I am facing a challenging problem:
Say I have shirts of three different colors (same price). And say I am running a strange kind of store in into which people come in one by one, and I can show them only one shirt, and they decide weather to buy or not to buy before they leave.
I wish to optimize my sells.
Up to this point, this looks to me like a classic multiarmed bandit problem, which would be classified as reinforcement-learning problem.
Now say that I have a number of features about each person that comes into my store: age/gender and so on (a fairly large mix of categorical and non-categorical measures).
How can I use this information to optimize my sells?

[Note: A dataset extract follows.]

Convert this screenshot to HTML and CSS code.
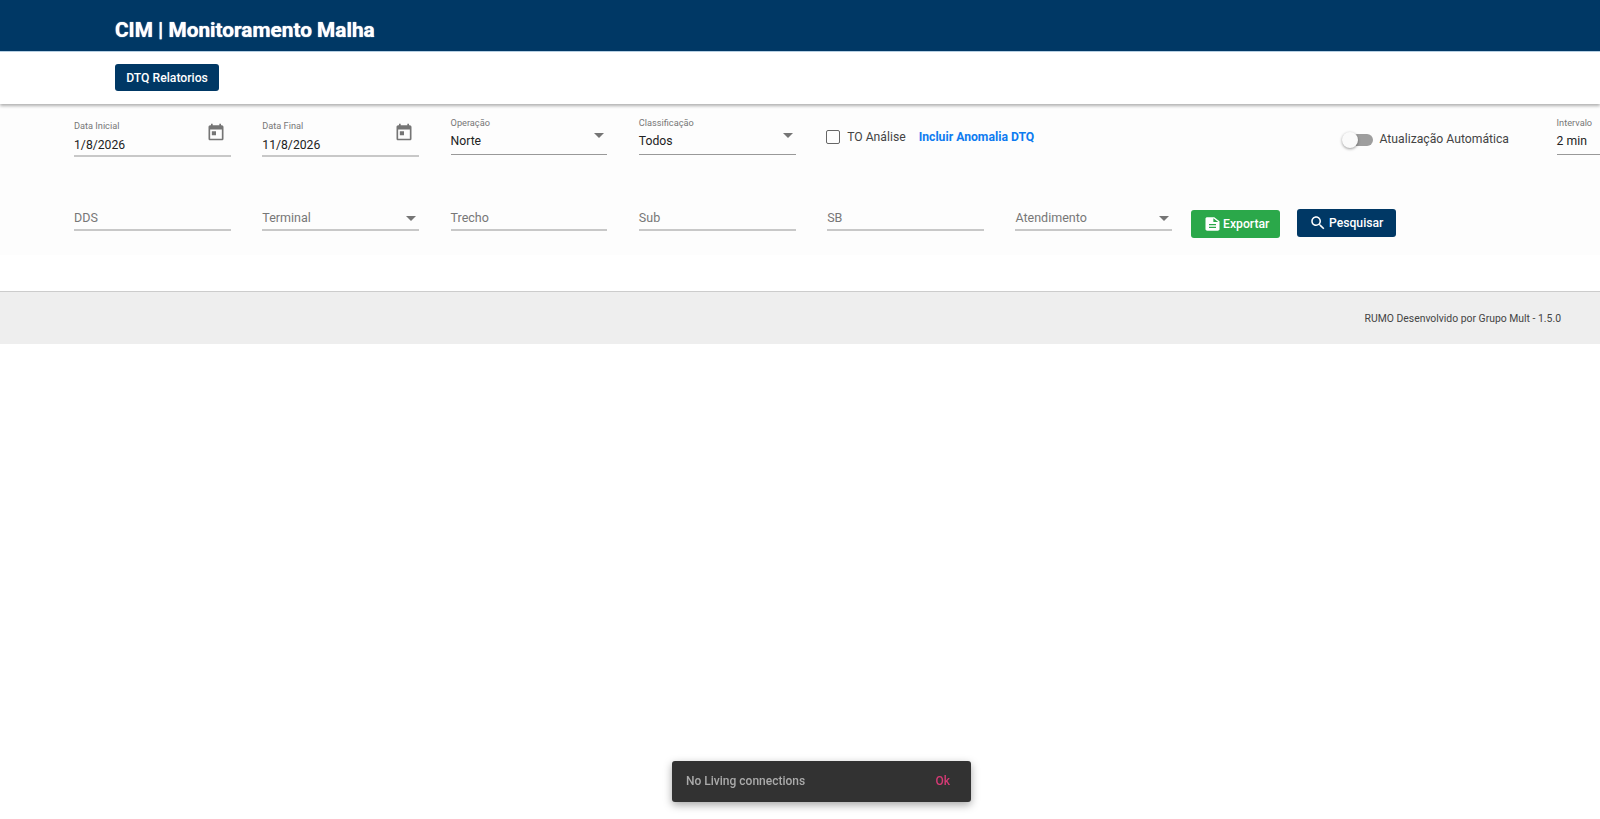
FILE: index.html
```html
<!DOCTYPE html>
<html lang="pt-BR">
<head>
    <meta charset="UTF-8">
    <meta name="viewport" content="width=device-width, initial-scale=1.0">
    <title>CIM | Monitoramento Malha</title>
    <link rel="stylesheet" href="styles.css">
</head>
<body>
    <header class="topbar">
        <h1>CIM | Monitoramento Malha</h1>
    </header>

    <nav class="subbar">
        <button class="btn btn-navy btn-nav">DTQ Relatorios</button>
    </nav>

    <!-- Filtros -->
    <section class="filters">
        <div class="filter-row row-top">
            <div class="field field-date">
                <span class="field-label">Data Inicial</span>
                <span class="field-value">1/8/2026</span>
                <svg class="icon-date" viewBox="0 0 24 24"><path d="M19 4h-1V2h-2v2H8V2H6v2H5c-1.11 0-1.99.9-1.99 2L3 20c0 1.1.89 2 2 2h14c1.1 0 2-.9 2-2V6c0-1.1-.9-2-2-2zm0 16H5V9h14v11zM7 11h5v5H7z"/></svg>
            </div>
            <div class="field field-date">
                <span class="field-label">Data Final</span>
                <span class="field-value">11/8/2026</span>
                <svg class="icon-date" viewBox="0 0 24 24"><path d="M19 4h-1V2h-2v2H8V2H6v2H5c-1.11 0-1.99.9-1.99 2L3 20c0 1.1.89 2 2 2h14c1.1 0 2-.9 2-2V6c0-1.1-.9-2-2-2zm0 16H5V9h14v11zM7 11h5v5H7z"/></svg>
            </div>
            <div class="field field-select">
                <span class="field-label">Operação</span>
                <span class="field-value">Norte</span>
                <span class="arrow arrow-top"></span>
            </div>
            <div class="field field-select">
                <span class="field-label">Classificação</span>
                <span class="field-value">Todos</span>
                <span class="arrow arrow-top"></span>
            </div>
            <div class="check-group">
                <span class="checkbox"></span>
                <span class="check-label">TO Análise</span>
                <a class="link-anomalia">Incluir Anomalia DTQ</a>
            </div>
            <div class="toggle-group">
                <span class="toggle"><span class="toggle-thumb"></span></span>
                <span class="toggle-label">Atualização Automática</span>
            </div>
            <div class="field field-select field-interval">
                <span class="field-label">Intervalo</span>
                <span class="field-value">2 min</span>
            </div>
        </div>

        <div class="filter-row row-bottom">
            <div class="field field-text"><span class="placeholder">DDS</span></div>
            <div class="field field-text"><span class="placeholder">Terminal</span><span class="arrow"></span></div>
            <div class="field field-text"><span class="placeholder">Trecho</span></div>
            <div class="field field-text"><span class="placeholder">Sub</span></div>
            <div class="field field-text"><span class="placeholder">SB</span></div>
            <div class="field field-text"><span class="placeholder">Atendimento</span><span class="arrow"></span></div>
            <div class="actions">
                <button class="btn btn-green">
                    <svg class="icon-doc" viewBox="0 0 24 24" preserveAspectRatio="none"><path d="M14 2H6c-1.1 0-1.99.9-1.99 2L4 20c0 1.1.89 2 2 2h12c1.1 0 2-.9 2-2V8l-6-6zm2 16H8v-2h8v2zm0-4H8v-2h8v2zm-3-5V3.5L18.5 9H13z"/></svg>
                    Exportar
                </button>
                <button class="btn btn-navy">
                    <svg viewBox="0 0 24 24"><path d="M15.5 14h-.79l-.28-.27C15.41 12.59 16 11.11 16 9.5 16 5.91 13.09 3 9.5 3S3 5.91 3 9.5 5.91 16 9.5 16c1.61 0 3.09-.59 4.23-1.57l.27.28v.79l5 4.99L20.49 19l-4.99-5zm-6 0C7.01 14 5 11.99 5 9.5S7.01 5 9.5 5 14 7.01 14 9.5 11.99 14 9.5 14z"/></svg>
                    Pesquisar
                </button>
            </div>
        </div>
    </section>

    <footer class="footer">RUMO Desenvolvido por Grupo Mult - 1.5.0</footer>

    <div class="snackbar">
        <span>No Living connections</span>
        <span class="snackbar-action">Ok</span>
    </div>
</body>
</html>
```

FILE: styles.css
```css
* {
    box-sizing: border-box;
    margin: 0;
    padding: 0;
    font-family: Roboto, 'Liberation Sans', sans-serif;
}

html, body {
    height: 100%;
    overflow: hidden;
}

body {
    background-color: #fff;
    color: #333;
}

.topbar {
    height: 52px;
    padding-left: 115px;
    background-color: #003865;
    border-bottom: 1px solid #b9d3e6;
    display: flex;
    align-items: center;
}

.topbar h1 {
    color: #fff;
    font-size: 20.8px;
    font-weight: 700;
    margin-top: 8px;
    text-shadow: 0 0 1px #fff;
}

.subbar {
    height: 52px;
    padding: 12px 0 0 115px;
    background-color: #fff;
    box-shadow: 0 2px 3px rgba(0,0,0,0.3);
    position: relative;
}

.btn {
    display: inline-flex;
    align-items: center;
    justify-content: center;
    height: 28px;
    border: none;
    border-radius: 3px;
    color: #fff;
    font-size: 12.2px;
    font-weight: 500;
    cursor: pointer;
}

.btn svg {
    width: 18px;
    height: 18px;
    fill: #fff;
    margin-right: 2px;
}

.btn .icon-doc {
    width: 21px;
    height: 16px;
    margin: 0 0 0 1px;
}

.btn-navy {
    background-color: #003865;
}

.btn-green {
    background-color: #2ba84a;
}

.btn-nav {
    width: 104px;
    height: 27px;
}

.filters {
    height: 151px;
    background-color: #fdfdfd;
    overflow: hidden;
}

.filter-row {
    display: flex;
    padding-left: 74px;
    gap: 31.6px;
    width: 1700px;
}

.row-top {
    height: 103px;
    padding-top: 11px;
}

.field {
    position: relative;
    width: 156.7px;
    flex: none;
}

.field-label {
    display: block;
    font-size: 9.2px;
    line-height: 12px;
    color: #777;
}

.field-value {
    display: block;
    font-size: 12.2px;
    line-height: 18px;
    color: #222;
}

.field-date {
    height: 42px;
    padding-top: 5px;
    border-bottom: 2px solid #c8c8c8;
}

.field-date .field-value {
    margin-top: 4px;
}

.field-select {
    height: 40px;
    padding-top: 2px;
    border-bottom: 1px solid #999;
}

.field-select .field-value {
    margin-top: 3px;
}

.icon-date {
    position: absolute;
    right: 5px;
    top: 7px;
    width: 20px;
    height: 20px;
    fill: #757575;
}

.arrow {
    position: absolute;
    right: 3px;
    top: 9.5px;
    border-left: 5px solid transparent;
    border-right: 5px solid transparent;
    border-top: 5px solid #757575;
}

.arrow-top {
    top: 18px;
    right: 3px;
}

.check-group {
    display: flex;
    align-items: center;
    flex: none;
    width: 482.8px;
    height: 46px;
}

.checkbox {
    width: 14px;
    height: 14px;
    border: 1.5px solid #666;
    border-radius: 2px;
    margin-right: 7px;
    margin-top: -2px;
    margin-left: -1px;
}

.check-label {
    font-size: 12.2px;
    color: #444;
    margin-right: 13px;
    margin-top: -2px;
}

.link-anomalia {
    font-size: 12.2px;
    font-weight: 700;
    color: #0d7bf0;
    margin-top: -2px;
}

.toggle-group {
    display: flex;
    align-items: center;
    flex: none;
    width: 183.5px;
    height: 50px;
}

.toggle {
    position: relative;
    display: block;
    flex: none;
    width: 27px;
    height: 12px;
    margin: 0 7px 0 4px;
    border-radius: 6px;
    background-color: #9e9e9e;
}

.toggle-thumb {
    position: absolute;
    left: -4px;
    top: -2px;
    width: 16px;
    height: 16px;
    border-radius: 50%;
    background-color: #fafafa;
    box-shadow: 0 1px 3px rgba(0,0,0,0.4);
}

.toggle-label {
    font-size: 12.2px;
    color: #444;
    white-space: nowrap;
    margin-top: -2px;
}

.field-text {
    height: 25px;
    border-bottom: 2px solid #c8c8c8;
    margin-top: -1px;
}

.placeholder {
    display: block;
    font-size: 12.5px;
    line-height: 24px;
    color: #777;
}

.actions {
    display: flex;
    gap: 17px;
    margin-left: -13px;
    margin-top: 3px;
}

.actions .btn-green {
    width: 89px;
}

.actions .btn-navy {
    width: 99px;
    margin-top: -1px;
}

.footer {
    height: 53px;
    margin-top: 36px;
    padding-right: 39px;
    background-color: #eee;
    border-top: 1px solid #ccc;
    font-size: 10.4px;
    color: #444;
    display: flex;
    align-items: center;
    justify-content: flex-end;
}

.snackbar {
    position: fixed;
    left: 672px;
    top: 761px;
    width: 299px;
    height: 41px;
    padding: 0 21px 2px 14px;
    background-color: #323232;
    border-radius: 3px;
    box-shadow: 0 3px 8px rgba(0,0,0,0.35);
    color: #aaa;
    font-size: 12px;
    font-weight: 500;
    display: flex;
    align-items: center;
    justify-content: space-between;
}

.snackbar-action {
    color: #d63a75;
}
```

I though about taking the following approach: Assuming that the expected rate of purchase for each of the colors is low, and though NOT equal, it is about the same (say around 1%), I can look at this problem as a classification problem (supervised learning). I will forget about the people who did not buy a shirt, and ask, from those who did buy a shirt, to which of the three groups of buyers does this new person resembles most? I`ll use a classification algorithm and try to show him the colored shirt that my trained classifier predicted.
Even though I do not know weather the buyers would have bought other colored shirt had they been presented, my hope is that with large number of buyers, and hopefully relevant features, a classifier can find similarities between the groups of buyers.
I know that this is far from a classic classification problem, but I think this can do better than just ignoring the feature I know of the people, and just use a multiarmed bandit like approach.
My questions:
Is my approach reasonable?
Any different ideas to approach this?